**Input records:**
BEGIN
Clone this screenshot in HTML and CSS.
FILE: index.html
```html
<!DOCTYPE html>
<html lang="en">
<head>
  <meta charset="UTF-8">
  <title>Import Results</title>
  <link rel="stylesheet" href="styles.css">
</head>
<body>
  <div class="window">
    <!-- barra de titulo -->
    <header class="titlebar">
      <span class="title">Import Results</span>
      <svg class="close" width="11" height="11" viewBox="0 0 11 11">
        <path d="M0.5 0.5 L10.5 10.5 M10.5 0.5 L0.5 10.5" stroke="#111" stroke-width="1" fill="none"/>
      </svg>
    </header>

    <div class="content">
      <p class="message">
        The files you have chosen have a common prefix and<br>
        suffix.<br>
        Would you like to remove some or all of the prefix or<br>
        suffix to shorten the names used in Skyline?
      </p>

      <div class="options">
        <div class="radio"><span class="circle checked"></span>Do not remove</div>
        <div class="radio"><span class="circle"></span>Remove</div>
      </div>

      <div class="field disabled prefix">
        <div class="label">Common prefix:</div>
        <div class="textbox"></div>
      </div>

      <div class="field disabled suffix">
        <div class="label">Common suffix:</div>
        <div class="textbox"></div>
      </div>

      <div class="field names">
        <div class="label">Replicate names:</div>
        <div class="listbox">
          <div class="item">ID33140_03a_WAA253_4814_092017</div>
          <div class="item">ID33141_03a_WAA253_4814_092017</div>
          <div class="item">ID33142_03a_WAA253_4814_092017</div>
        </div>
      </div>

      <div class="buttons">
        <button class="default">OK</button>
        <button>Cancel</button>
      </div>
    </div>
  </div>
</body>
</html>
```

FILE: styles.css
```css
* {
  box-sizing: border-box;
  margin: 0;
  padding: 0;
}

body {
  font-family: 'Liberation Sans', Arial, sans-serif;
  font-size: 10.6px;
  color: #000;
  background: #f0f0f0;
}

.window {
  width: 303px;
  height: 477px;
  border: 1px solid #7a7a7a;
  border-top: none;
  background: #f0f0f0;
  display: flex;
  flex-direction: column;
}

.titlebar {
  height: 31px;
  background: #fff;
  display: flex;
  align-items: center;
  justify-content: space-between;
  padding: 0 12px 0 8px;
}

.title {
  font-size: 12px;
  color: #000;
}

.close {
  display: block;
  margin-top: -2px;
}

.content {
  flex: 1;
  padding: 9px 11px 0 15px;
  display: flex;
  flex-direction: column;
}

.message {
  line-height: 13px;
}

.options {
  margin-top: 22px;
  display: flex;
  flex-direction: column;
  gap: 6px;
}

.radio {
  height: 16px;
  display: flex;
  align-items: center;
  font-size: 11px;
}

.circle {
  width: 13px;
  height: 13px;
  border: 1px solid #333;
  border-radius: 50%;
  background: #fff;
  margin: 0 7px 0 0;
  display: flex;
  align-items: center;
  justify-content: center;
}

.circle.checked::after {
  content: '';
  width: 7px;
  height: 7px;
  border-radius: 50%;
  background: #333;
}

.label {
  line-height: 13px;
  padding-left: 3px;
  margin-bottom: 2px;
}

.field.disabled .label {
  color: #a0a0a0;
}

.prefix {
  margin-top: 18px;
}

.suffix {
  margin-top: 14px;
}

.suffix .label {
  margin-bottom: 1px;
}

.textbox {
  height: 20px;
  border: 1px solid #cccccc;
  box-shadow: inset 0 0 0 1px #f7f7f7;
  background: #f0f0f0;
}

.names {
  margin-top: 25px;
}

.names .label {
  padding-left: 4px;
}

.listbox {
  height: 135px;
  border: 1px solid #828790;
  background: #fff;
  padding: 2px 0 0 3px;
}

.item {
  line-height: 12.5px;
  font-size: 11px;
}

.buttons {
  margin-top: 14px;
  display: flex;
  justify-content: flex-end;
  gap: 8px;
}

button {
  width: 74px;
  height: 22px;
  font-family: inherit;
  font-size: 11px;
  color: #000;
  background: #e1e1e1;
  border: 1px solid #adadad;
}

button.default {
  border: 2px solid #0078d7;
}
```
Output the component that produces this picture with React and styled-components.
END
**Problem details:** From the listing, copy every line where the string "this" appears.

**Task result:**
Clone this screenshot in HTML and CSS.
Output the component that produces this picture with React and styled-components.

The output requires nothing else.